Stored data:
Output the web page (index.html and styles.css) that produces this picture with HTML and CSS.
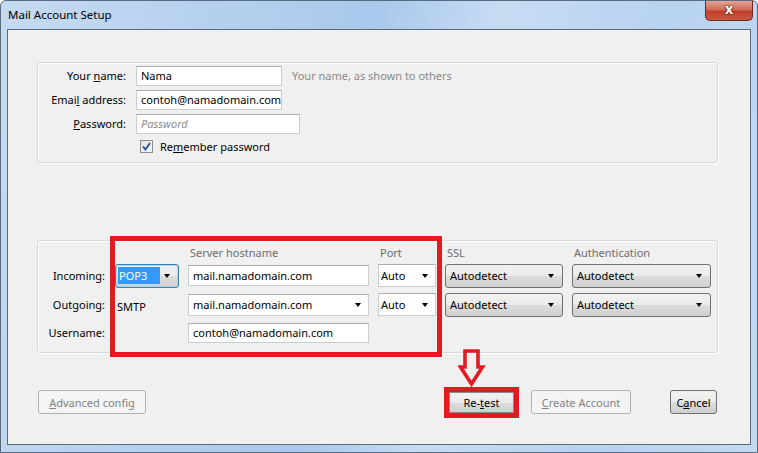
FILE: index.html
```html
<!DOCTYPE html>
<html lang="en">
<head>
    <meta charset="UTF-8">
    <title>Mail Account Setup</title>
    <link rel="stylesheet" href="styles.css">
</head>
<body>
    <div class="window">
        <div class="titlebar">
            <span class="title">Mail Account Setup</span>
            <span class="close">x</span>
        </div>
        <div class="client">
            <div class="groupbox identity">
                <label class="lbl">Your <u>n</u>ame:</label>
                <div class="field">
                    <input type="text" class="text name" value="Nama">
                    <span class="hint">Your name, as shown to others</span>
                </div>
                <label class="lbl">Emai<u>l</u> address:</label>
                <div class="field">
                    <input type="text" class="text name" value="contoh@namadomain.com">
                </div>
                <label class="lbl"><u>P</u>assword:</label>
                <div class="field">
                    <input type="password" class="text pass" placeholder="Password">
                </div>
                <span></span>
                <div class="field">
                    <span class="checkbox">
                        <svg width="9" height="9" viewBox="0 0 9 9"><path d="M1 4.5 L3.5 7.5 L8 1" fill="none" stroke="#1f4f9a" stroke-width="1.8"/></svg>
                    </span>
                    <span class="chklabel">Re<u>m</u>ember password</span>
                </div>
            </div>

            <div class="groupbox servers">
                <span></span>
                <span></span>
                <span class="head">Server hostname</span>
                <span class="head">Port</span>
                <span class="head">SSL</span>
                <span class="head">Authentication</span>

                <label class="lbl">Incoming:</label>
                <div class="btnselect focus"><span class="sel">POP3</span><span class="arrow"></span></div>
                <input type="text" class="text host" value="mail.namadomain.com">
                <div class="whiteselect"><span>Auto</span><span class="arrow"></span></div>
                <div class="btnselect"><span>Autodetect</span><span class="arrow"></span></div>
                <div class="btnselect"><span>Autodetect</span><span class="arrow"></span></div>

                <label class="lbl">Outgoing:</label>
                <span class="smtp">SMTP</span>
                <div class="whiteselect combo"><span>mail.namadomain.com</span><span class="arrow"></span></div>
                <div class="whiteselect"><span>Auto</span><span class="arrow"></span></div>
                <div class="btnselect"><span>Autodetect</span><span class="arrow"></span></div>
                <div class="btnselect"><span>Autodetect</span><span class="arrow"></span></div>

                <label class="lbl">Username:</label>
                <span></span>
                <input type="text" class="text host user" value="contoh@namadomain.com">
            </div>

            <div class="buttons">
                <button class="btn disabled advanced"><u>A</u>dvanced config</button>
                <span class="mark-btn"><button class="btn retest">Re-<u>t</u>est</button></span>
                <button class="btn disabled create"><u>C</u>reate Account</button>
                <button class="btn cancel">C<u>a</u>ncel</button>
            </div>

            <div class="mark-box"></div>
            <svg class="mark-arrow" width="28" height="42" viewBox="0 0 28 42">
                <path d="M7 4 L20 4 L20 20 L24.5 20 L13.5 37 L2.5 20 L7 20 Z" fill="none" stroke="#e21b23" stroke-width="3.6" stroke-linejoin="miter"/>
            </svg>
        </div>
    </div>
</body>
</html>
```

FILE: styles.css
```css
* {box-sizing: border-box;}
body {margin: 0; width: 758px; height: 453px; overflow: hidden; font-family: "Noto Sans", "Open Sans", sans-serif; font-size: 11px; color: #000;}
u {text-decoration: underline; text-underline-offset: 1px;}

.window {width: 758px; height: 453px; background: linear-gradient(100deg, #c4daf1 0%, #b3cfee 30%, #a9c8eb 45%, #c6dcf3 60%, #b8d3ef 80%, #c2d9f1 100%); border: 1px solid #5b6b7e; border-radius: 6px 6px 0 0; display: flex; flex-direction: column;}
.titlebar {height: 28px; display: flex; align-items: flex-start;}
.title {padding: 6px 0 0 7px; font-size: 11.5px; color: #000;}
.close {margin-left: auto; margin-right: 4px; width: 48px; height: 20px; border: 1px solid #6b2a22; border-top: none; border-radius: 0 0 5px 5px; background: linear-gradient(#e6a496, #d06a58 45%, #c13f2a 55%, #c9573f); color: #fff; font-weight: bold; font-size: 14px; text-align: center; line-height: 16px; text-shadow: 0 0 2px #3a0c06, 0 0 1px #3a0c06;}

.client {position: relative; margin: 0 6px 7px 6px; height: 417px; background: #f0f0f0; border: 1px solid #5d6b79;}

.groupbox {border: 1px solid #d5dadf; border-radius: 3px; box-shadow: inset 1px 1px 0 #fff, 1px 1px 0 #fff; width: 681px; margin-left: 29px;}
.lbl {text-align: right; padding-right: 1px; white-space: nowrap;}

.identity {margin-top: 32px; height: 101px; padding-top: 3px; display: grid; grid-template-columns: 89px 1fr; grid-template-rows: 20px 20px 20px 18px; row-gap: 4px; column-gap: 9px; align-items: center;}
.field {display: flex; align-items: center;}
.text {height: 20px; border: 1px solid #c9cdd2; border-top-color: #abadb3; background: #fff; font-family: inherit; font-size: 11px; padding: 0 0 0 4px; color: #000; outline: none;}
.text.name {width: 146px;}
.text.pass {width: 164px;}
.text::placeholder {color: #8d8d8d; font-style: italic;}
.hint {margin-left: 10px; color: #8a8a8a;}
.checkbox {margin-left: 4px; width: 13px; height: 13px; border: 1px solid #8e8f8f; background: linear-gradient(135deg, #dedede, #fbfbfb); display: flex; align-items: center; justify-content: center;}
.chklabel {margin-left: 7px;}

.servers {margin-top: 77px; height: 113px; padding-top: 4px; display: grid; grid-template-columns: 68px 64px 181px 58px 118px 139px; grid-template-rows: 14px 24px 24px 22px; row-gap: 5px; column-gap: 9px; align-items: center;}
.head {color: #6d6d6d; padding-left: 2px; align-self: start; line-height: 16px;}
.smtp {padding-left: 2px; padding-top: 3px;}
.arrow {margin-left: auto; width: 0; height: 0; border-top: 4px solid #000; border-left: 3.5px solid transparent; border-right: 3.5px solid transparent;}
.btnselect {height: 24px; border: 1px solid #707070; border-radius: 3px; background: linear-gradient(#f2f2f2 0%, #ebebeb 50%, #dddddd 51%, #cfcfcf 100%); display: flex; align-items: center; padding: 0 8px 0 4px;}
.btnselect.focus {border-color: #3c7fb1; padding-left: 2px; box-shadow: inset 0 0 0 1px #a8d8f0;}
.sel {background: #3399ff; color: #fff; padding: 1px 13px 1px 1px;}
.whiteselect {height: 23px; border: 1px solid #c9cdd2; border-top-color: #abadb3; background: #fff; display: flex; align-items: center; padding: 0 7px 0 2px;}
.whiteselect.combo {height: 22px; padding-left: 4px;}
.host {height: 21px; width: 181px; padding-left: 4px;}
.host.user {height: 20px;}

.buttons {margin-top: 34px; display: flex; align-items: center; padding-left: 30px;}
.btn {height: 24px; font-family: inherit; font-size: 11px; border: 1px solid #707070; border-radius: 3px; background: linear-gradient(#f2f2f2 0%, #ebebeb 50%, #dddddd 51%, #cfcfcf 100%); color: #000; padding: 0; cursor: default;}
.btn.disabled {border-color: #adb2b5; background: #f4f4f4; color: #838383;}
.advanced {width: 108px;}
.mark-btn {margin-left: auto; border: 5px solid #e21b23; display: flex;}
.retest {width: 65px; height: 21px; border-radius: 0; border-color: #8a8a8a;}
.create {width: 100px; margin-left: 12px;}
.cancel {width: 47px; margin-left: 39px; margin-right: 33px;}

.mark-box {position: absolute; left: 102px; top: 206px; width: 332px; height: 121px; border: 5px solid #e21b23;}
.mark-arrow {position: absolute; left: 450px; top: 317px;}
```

What needs to be done:
Write out the full listing verbatim, excluding its pictures.

Answer for this exercise:
Output the web page (index.html and styles.css) that produces this picture with HTML and CSS.
FILE: index.html
```html
<!DOCTYPE html>
<html lang="en">
<head>
    <meta charset="UTF-8">
    <title>Mail Account Setup</title>
    <link rel="stylesheet" href="styles.css">
</head>
<body>
    <div class="window">
        <div class="titlebar">
            <span class="title">Mail Account Setup</span>
            <span class="close">x</span>
        </div>
        <div class="client">
            <div class="groupbox identity">
                <label class="lbl">Your <u>n</u>ame:</label>
                <div class="field">
                    <input type="text" class="text name" value="Nama">
                    <span class="hint">Your name, as shown to others</span>
                </div>
                <label class="lbl">Emai<u>l</u> address:</label>
                <div class="field">
                    <input type="text" class="text name" value="contoh@namadomain.com">
                </div>
                <label class="lbl"><u>P</u>assword:</label>
                <div class="field">
                    <input type="password" class="text pass" placeholder="Password">
                </div>
                <span></span>
                <div class="field">
                    <span class="checkbox">
                        <svg width="9" height="9" viewBox="0 0 9 9"><path d="M1 4.5 L3.5 7.5 L8 1" fill="none" stroke="#1f4f9a" stroke-width="1.8"/></svg>
                    </span>
                    <span class="chklabel">Re<u>m</u>ember password</span>
                </div>
            </div>

            <div class="groupbox servers">
                <span></span>
                <span></span>
                <span class="head">Server hostname</span>
                <span class="head">Port</span>
                <span class="head">SSL</span>
                <span class="head">Authentication</span>

                <label class="lbl">Incoming:</label>
                <div class="btnselect focus"><span class="sel">POP3</span><span class="arrow"></span></div>
                <input type="text" class="text host" value="mail.namadomain.com">
                <div class="whiteselect"><span>Auto</span><span class="arrow"></span></div>
                <div class="btnselect"><span>Autodetect</span><span class="arrow"></span></div>
                <div class="btnselect"><span>Autodetect</span><span class="arrow"></span></div>

                <label class="lbl">Outgoing:</label>
                <span class="smtp">SMTP</span>
                <div class="whiteselect combo"><span>mail.namadomain.com</span><span class="arrow"></span></div>
                <div class="whiteselect"><span>Auto</span><span class="arrow"></span></div>
                <div class="btnselect"><span>Autodetect</span><span class="arrow"></span></div>
                <div class="btnselect"><span>Autodetect</span><span class="arrow"></span></div>

                <label class="lbl">Username:</label>
                <span></span>
                <input type="text" class="text host user" value="contoh@namadomain.com">
            </div>

            <div class="buttons">
                <button class="btn disabled advanced"><u>A</u>dvanced config</button>
                <span class="mark-btn"><button class="btn retest">Re-<u>t</u>est</button></span>
                <button class="btn disabled create"><u>C</u>reate Account</button>
                <button class="btn cancel">C<u>a</u>ncel</button>
            </div>

            <div class="mark-box"></div>
            <svg class="mark-arrow" width="28" height="42" viewBox="0 0 28 42">
                <path d="M7 4 L20 4 L20 20 L24.5 20 L13.5 37 L2.5 20 L7 20 Z" fill="none" stroke="#e21b23" stroke-width="3.6" stroke-linejoin="miter"/>
            </svg>
        </div>
    </div>
</body>
</html>
```

FILE: styles.css
```css
* {box-sizing: border-box;}
body {margin: 0; width: 758px; height: 453px; overflow: hidden; font-family: "Noto Sans", "Open Sans", sans-serif; font-size: 11px; color: #000;}
u {text-decoration: underline; text-underline-offset: 1px;}

.window {width: 758px; height: 453px; background: linear-gradient(100deg, #c4daf1 0%, #b3cfee 30%, #a9c8eb 45%, #c6dcf3 60%, #b8d3ef 80%, #c2d9f1 100%); border: 1px solid #5b6b7e; border-radius: 6px 6px 0 0; display: flex; flex-direction: column;}
.titlebar {height: 28px; display: flex; align-items: flex-start;}
.title {padding: 6px 0 0 7px; font-size: 11.5px; color: #000;}
.close {margin-left: auto; margin-right: 4px; width: 48px; height: 20px; border: 1px solid #6b2a22; border-top: none; border-radius: 0 0 5px 5px; background: linear-gradient(#e6a496, #d06a58 45%, #c13f2a 55%, #c9573f); color: #fff; font-weight: bold; font-size: 14px; text-align: center; line-height: 16px; text-shadow: 0 0 2px #3a0c06, 0 0 1px #3a0c06;}

.client {position: relative; margin: 0 6px 7px 6px; height: 417px; background: #f0f0f0; border: 1px solid #5d6b79;}

.groupbox {border: 1px solid #d5dadf; border-radius: 3px; box-shadow: inset 1px 1px 0 #fff, 1px 1px 0 #fff; width: 681px; margin-left: 29px;}
.lbl {text-align: right; padding-right: 1px; white-space: nowrap;}

.identity {margin-top: 32px; height: 101px; padding-top: 3px; display: grid; grid-template-columns: 89px 1fr; grid-template-rows: 20px 20px 20px 18px; row-gap: 4px; column-gap: 9px; align-items: center;}
.field {display: flex; align-items: center;}
.text {height: 20px; border: 1px solid #c9cdd2; border-top-color: #abadb3; background: #fff; font-family: inherit; font-size: 11px; padding: 0 0 0 4px; color: #000; outline: none;}
.text.name {width: 146px;}
.text.pass {width: 164px;}
.text::placeholder {color: #8d8d8d; font-style: italic;}
.hint {margin-left: 10px; color: #8a8a8a;}
.checkbox {margin-left: 4px; width: 13px; height: 13px; border: 1px solid #8e8f8f; background: linear-gradient(135deg, #dedede, #fbfbfb); display: flex; align-items: center; justify-content: center;}
.chklabel {margin-left: 7px;}

.servers {margin-top: 77px; height: 113px; padding-top: 4px; display: grid; grid-template-columns: 68px 64px 181px 58px 118px 139px; grid-template-rows: 14px 24px 24px 22px; row-gap: 5px; column-gap: 9px; align-items: center;}
.head {color: #6d6d6d; padding-left: 2px; align-self: start; line-height: 16px;}
.smtp {padding-left: 2px; padding-top: 3px;}
.arrow {margin-left: auto; width: 0; height: 0; border-top: 4px solid #000; border-left: 3.5px solid transparent; border-right: 3.5px solid transparent;}
.btnselect {height: 24px; border: 1px solid #707070; border-radius: 3px; background: linear-gradient(#f2f2f2 0%, #ebebeb 50%, #dddddd 51%, #cfcfcf 100%); display: flex; align-items: center; padding: 0 8px 0 4px;}
.btnselect.focus {border-color: #3c7fb1; padding-left: 2px; box-shadow: inset 0 0 0 1px #a8d8f0;}
.sel {background: #3399ff; color: #fff; padding: 1px 13px 1px 1px;}
.whiteselect {height: 23px; border: 1px solid #c9cdd2; border-top-color: #abadb3; background: #fff; display: flex; align-items: center; padding: 0 7px 0 2px;}
.whiteselect.combo {height: 22px; padding-left: 4px;}
.host {height: 21px; width: 181px; padding-left: 4px;}
.host.user {height: 20px;}

.buttons {margin-top: 34px; display: flex; align-items: center; padding-left: 30px;}
.btn {height: 24px; font-family: inherit; font-size: 11px; border: 1px solid #707070; border-radius: 3px; background: linear-gradient(#f2f2f2 0%, #ebebeb 50%, #dddddd 51%, #cfcfcf 100%); color: #000; padding: 0; cursor: default;}
.btn.disabled {border-color: #adb2b5; background: #f4f4f4; color: #838383;}
.advanced {width: 108px;}
.mark-btn {margin-left: auto; border: 5px solid #e21b23; display: flex;}
.retest {width: 65px; height: 21px; border-radius: 0; border-color: #8a8a8a;}
.create {width: 100px; margin-left: 12px;}
.cancel {width: 47px; margin-left: 39px; margin-right: 33px;}

.mark-box {position: absolute; left: 102px; top: 206px; width: 332px; height: 121px; border: 5px solid #e21b23;}
.mark-arrow {position: absolute; left: 450px; top: 317px;}
```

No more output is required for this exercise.